DATA LINES:
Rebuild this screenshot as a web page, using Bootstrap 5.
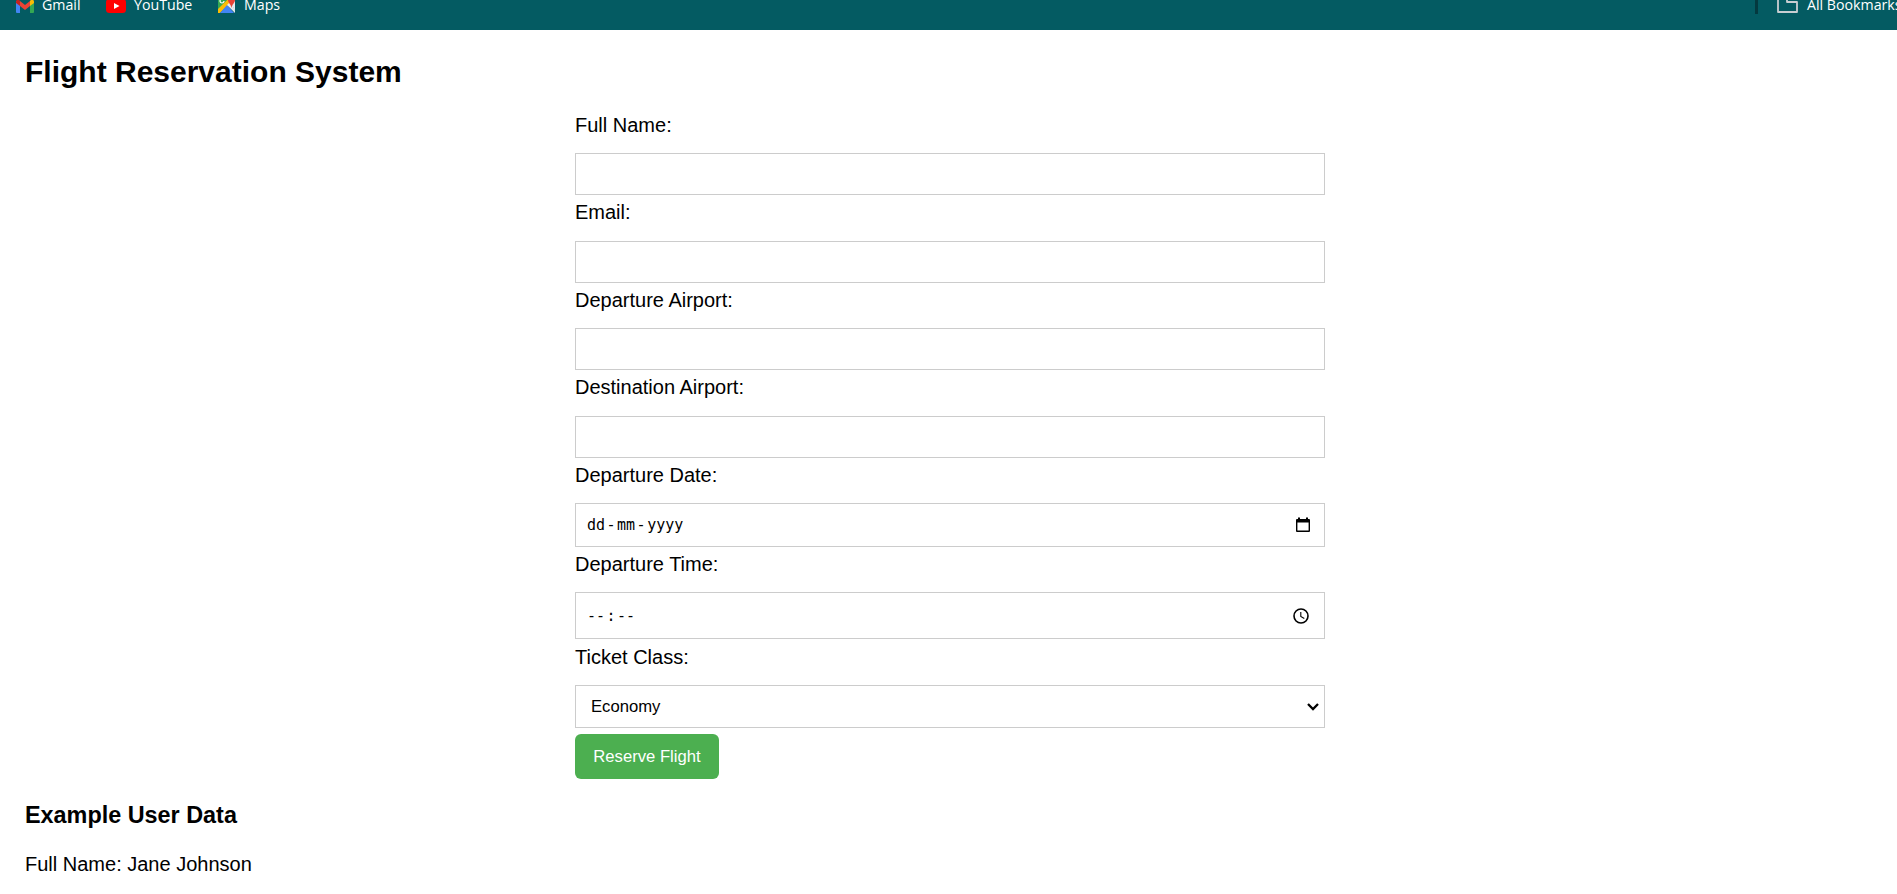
<!DOCTYPE html>
<html lang="en">
<head>
<meta charset="utf-8">
<title>Flight Reservation System</title>
<link href="https://cdn.jsdelivr.net/npm/bootstrap@5.3.0/dist/css/bootstrap.min.css" rel="stylesheet">
<style>
body{font-family:"Liberation Sans",Arial,sans-serif;font-size:20px;color:#000;background:#fff;height:894px;overflow:hidden}
.bookmarks{height:30px;background:#045b62;color:#fff;font:14.2px/20px "Open Sans","Noto Sans",sans-serif;padding-left:16px}
.bookmarks .entry{height:20px;margin-top:-5px;white-space:nowrap}
.bookmarks .entry span{margin-top:-1px}
.bookmarks svg{flex:none}
.bar-rule{flex:none;width:3px;height:18px;background:#04393f}
.page-title{font-size:30px;font-weight:700;line-height:34px;margin:25px 0 0}
.booking{width:750px;margin:19px 0 0 550px}
.booking label{display:block;height:45px;line-height:34px}
.booking label.tall{height:46px}
.form-control,.form-select{border:1px solid #ccc;border-radius:0;color:#000;height:42px;padding:0 12px 0 11px;background-color:#fff}
.date-box{height:44px}
.time-box{height:47px}
.mono-text{font:15px/20px "DejaVu Sans Mono",monospace}
.sep{display:inline-block;width:12px;text-align:center}
.form-select{height:43px;font-size:16.67px;padding:0 15px;background-image:url("data:image/svg+xml,%3csvg xmlns='http://www.w3.org/2000/svg' viewBox='0 0 12 8'%3e%3cpath fill='none' stroke='%23000' stroke-width='2.3' d='M1 1l5 5 5-5'/%3e%3c/svg%3e");background-size:12px 8px;background-position:right 5px center}
.btn-reserve{display:block;width:144px;height:45px;margin-top:6px;padding:0;border:0;border-radius:6px;background:#4caf50!important;color:#fff!important;font-size:16.67px}
.section-title{font-size:23.4px;font-weight:700;line-height:28px;margin:22px 0 0}
</style>
</head>
<body>
<nav class="bookmarks d-flex align-items-start overflow-hidden">
  <div class="entry d-flex align-items-center">
    <svg width="18" height="14" viewBox="0 0 18 14" style="margin-top:1px"><path fill="#4285f4" d="M0 2h4v12H1a1 1 0 0 1-1-1z"/><path fill="#34a853" d="M14 2h4v11a1 1 0 0 1-1 1h-3z"/><path fill="#ea4335" d="M4 2l5 4 5-4v5l-5 4-5-4z"/><path fill="#c5221f" d="M0 3c0-3 3-3 4-1v5L0 4z"/><path fill="#fbbc04" d="M14 2c1-2 4-2 4 1v1l-4 3z"/></svg>
    <span style="margin-left:8px;width:64px">Gmail</span>
    <svg width="20" height="14" viewBox="0 0 20 14" style="margin-top:1px"><rect width="20" height="14" rx="3.5" fill="#f00"/><path fill="#fff" d="M8 4l5.500 3L8 10z"/></svg>
    <span style="margin-left:8px;width:84px">YouTube</span>
    <svg width="17" height="17" viewBox="0 0 17 17" style="margin-top:-1px"><path fill="#34a853" d="M0 0h12L0 15z"/><path fill="#e8eaed" d="M12 3h5v13z"/><path fill="#fbbc04" d="M0 13L13 0l3 3L2 17H0z"/><path fill="#4285f4" d="M2 17l7-8 7 8z"/><path fill="#e8eaed" d="M9 9l4-4 4 10v2z"/><path fill="#ea4335" d="M10 4a3.500 3.500 0 0 1 7 0c0 3-3 4-3.500 8C13 8 10 7 10 4z"/><path fill="none" stroke="#fff" stroke-width="1.200" d="M6 5a2 2 0 1 1-2-2"/></svg>
    <span style="margin-left:9px">Maps</span>
  </div>
  <div class="entry d-flex align-items-center ms-auto" style="width:142px">
    <i class="bar-rule"></i>
    <svg width="21" height="18" viewBox="0 0 21 18" style="margin:-3px 9px 0 19px"><path fill="none" stroke="#c9ced2" stroke-width="1.800" stroke-linejoin="round" d="M1 2h9v5h10v10H1z"/></svg>
    <span>All Bookmarks</span>
  </div>
</nav>
<main style="padding:0 25px">
  <h2 class="page-title">Flight Reservation System</h2>
  <form class="booking">
    <label for="name">Full Name:</label>
    <input id="name" type="text" class="form-control">
    <label for="email" class="tall">Email:</label>
    <input id="email" type="email" class="form-control">
    <label for="from">Departure Airport:</label>
    <input id="from" type="text" class="form-control">
    <label for="to" class="tall">Destination Airport:</label>
    <input id="to" type="text" class="form-control">
    <label>Departure Date:</label>
    <div class="form-control date-box d-flex align-items-center justify-content-between">
      <span class="mono-text">dd<span class="sep">-</span>mm<span class="sep">-</span>yyyy</span>
      <svg width="16" height="16" viewBox="0 0 16 16" style="margin-right:1px"><path fill="#000" d="M2 2h1V.5h2V2h6V.5h2V2h1a1 1 0 0 1 1 1v11a1 1 0 0 1-1 1H2a1 1 0 0 1-1-1V3a1 1 0 0 1 1-1zm.4 3.500v8h11.200v-8z"/></svg>
    </div>
    <label>Departure Time:</label>
    <div class="form-control time-box d-flex align-items-center justify-content-between">
      <span class="mono-text">--<span class="sep">:</span>--</span>
      <svg width="16" height="16" viewBox="0 0 16 16" style="margin-right:3px"><circle cx="8" cy="8" r="7" fill="none" stroke="#000" stroke-width="1.600"/><path d="M7.800 4v4.500l3.500 2" fill="none" stroke="#000" stroke-width="1.100"/></svg>
    </div>
    <label for="class" class="tall" style="line-height:36px">Ticket Class:</label>
    <select id="class" class="form-select"><option>Economy</option></select>
    <button type="button" class="btn btn-success btn-reserve">Reserve Flight</button>
  </form>
  <h3 class="section-title">Example User Data</h3>
  <p style="margin:21px 0 0;line-height:28px">Full Name: Jane Johnson</p>
</main>
<script src="https://cdn.jsdelivr.net/npm/bootstrap@5.3.0/dist/js/bootstrap.bundle.min.js"></script>
</body>
</html>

GOAL OF THE EXERCISE: Exclude the images, then output the data above word for word.

ANSWER TO THIS TASK:
Rebuild this screenshot as a web page, using Bootstrap 5.
<!DOCTYPE html>
<html lang="en">
<head>
<meta charset="utf-8">
<title>Flight Reservation System</title>
<link href="https://cdn.jsdelivr.net/npm/bootstrap@5.3.0/dist/css/bootstrap.min.css" rel="stylesheet">
<style>
body{font-family:"Liberation Sans",Arial,sans-serif;font-size:20px;color:#000;background:#fff;height:894px;overflow:hidden}
.bookmarks{height:30px;background:#045b62;color:#fff;font:14.2px/20px "Open Sans","Noto Sans",sans-serif;padding-left:16px}
.bookmarks .entry{height:20px;margin-top:-5px;white-space:nowrap}
.bookmarks .entry span{margin-top:-1px}
.bookmarks svg{flex:none}
.bar-rule{flex:none;width:3px;height:18px;background:#04393f}
.page-title{font-size:30px;font-weight:700;line-height:34px;margin:25px 0 0}
.booking{width:750px;margin:19px 0 0 550px}
.booking label{display:block;height:45px;line-height:34px}
.booking label.tall{height:46px}
.form-control,.form-select{border:1px solid #ccc;border-radius:0;color:#000;height:42px;padding:0 12px 0 11px;background-color:#fff}
.date-box{height:44px}
.time-box{height:47px}
.mono-text{font:15px/20px "DejaVu Sans Mono",monospace}
.sep{display:inline-block;width:12px;text-align:center}
.form-select{height:43px;font-size:16.67px;padding:0 15px;background-image:url("data:image/svg+xml,%3csvg xmlns='http://www.w3.org/2000/svg' viewBox='0 0 12 8'%3e%3cpath fill='none' stroke='%23000' stroke-width='2.3' d='M1 1l5 5 5-5'/%3e%3c/svg%3e");background-size:12px 8px;background-position:right 5px center}
.btn-reserve{display:block;width:144px;height:45px;margin-top:6px;padding:0;border:0;border-radius:6px;background:#4caf50!important;color:#fff!important;font-size:16.67px}
.section-title{font-size:23.4px;font-weight:700;line-height:28px;margin:22px 0 0}
</style>
</head>
<body>
<nav class="bookmarks d-flex align-items-start overflow-hidden">
  <div class="entry d-flex align-items-center">
    <svg width="18" height="14" viewBox="0 0 18 14" style="margin-top:1px"><path fill="#4285f4" d="M0 2h4v12H1a1 1 0 0 1-1-1z"/><path fill="#34a853" d="M14 2h4v11a1 1 0 0 1-1 1h-3z"/><path fill="#ea4335" d="M4 2l5 4 5-4v5l-5 4-5-4z"/><path fill="#c5221f" d="M0 3c0-3 3-3 4-1v5L0 4z"/><path fill="#fbbc04" d="M14 2c1-2 4-2 4 1v1l-4 3z"/></svg>
    <span style="margin-left:8px;width:64px">Gmail</span>
    <svg width="20" height="14" viewBox="0 0 20 14" style="margin-top:1px"><rect width="20" height="14" rx="3.5" fill="#f00"/><path fill="#fff" d="M8 4l5.500 3L8 10z"/></svg>
    <span style="margin-left:8px;width:84px">YouTube</span>
    <svg width="17" height="17" viewBox="0 0 17 17" style="margin-top:-1px"><path fill="#34a853" d="M0 0h12L0 15z"/><path fill="#e8eaed" d="M12 3h5v13z"/><path fill="#fbbc04" d="M0 13L13 0l3 3L2 17H0z"/><path fill="#4285f4" d="M2 17l7-8 7 8z"/><path fill="#e8eaed" d="M9 9l4-4 4 10v2z"/><path fill="#ea4335" d="M10 4a3.500 3.500 0 0 1 7 0c0 3-3 4-3.500 8C13 8 10 7 10 4z"/><path fill="none" stroke="#fff" stroke-width="1.200" d="M6 5a2 2 0 1 1-2-2"/></svg>
    <span style="margin-left:9px">Maps</span>
  </div>
  <div class="entry d-flex align-items-center ms-auto" style="width:142px">
    <i class="bar-rule"></i>
    <svg width="21" height="18" viewBox="0 0 21 18" style="margin:-3px 9px 0 19px"><path fill="none" stroke="#c9ced2" stroke-width="1.800" stroke-linejoin="round" d="M1 2h9v5h10v10H1z"/></svg>
    <span>All Bookmarks</span>
  </div>
</nav>
<main style="padding:0 25px">
  <h2 class="page-title">Flight Reservation System</h2>
  <form class="booking">
    <label for="name">Full Name:</label>
    <input id="name" type="text" class="form-control">
    <label for="email" class="tall">Email:</label>
    <input id="email" type="email" class="form-control">
    <label for="from">Departure Airport:</label>
    <input id="from" type="text" class="form-control">
    <label for="to" class="tall">Destination Airport:</label>
    <input id="to" type="text" class="form-control">
    <label>Departure Date:</label>
    <div class="form-control date-box d-flex align-items-center justify-content-between">
      <span class="mono-text">dd<span class="sep">-</span>mm<span class="sep">-</span>yyyy</span>
      <svg width="16" height="16" viewBox="0 0 16 16" style="margin-right:1px"><path fill="#000" d="M2 2h1V.5h2V2h6V.5h2V2h1a1 1 0 0 1 1 1v11a1 1 0 0 1-1 1H2a1 1 0 0 1-1-1V3a1 1 0 0 1 1-1zm.4 3.500v8h11.200v-8z"/></svg>
    </div>
    <label>Departure Time:</label>
    <div class="form-control time-box d-flex align-items-center justify-content-between">
      <span class="mono-text">--<span class="sep">:</span>--</span>
      <svg width="16" height="16" viewBox="0 0 16 16" style="margin-right:3px"><circle cx="8" cy="8" r="7" fill="none" stroke="#000" stroke-width="1.600"/><path d="M7.800 4v4.500l3.500 2" fill="none" stroke="#000" stroke-width="1.100"/></svg>
    </div>
    <label for="class" class="tall" style="line-height:36px">Ticket Class:</label>
    <select id="class" class="form-select"><option>Economy</option></select>
    <button type="button" class="btn btn-success btn-reserve">Reserve Flight</button>
  </form>
  <h3 class="section-title">Example User Data</h3>
  <p style="margin:21px 0 0;line-height:28px">Full Name: Jane Johnson</p>
</main>
<script src="https://cdn.jsdelivr.net/npm/bootstrap@5.3.0/dist/js/bootstrap.bundle.min.js"></script>
</body>
</html>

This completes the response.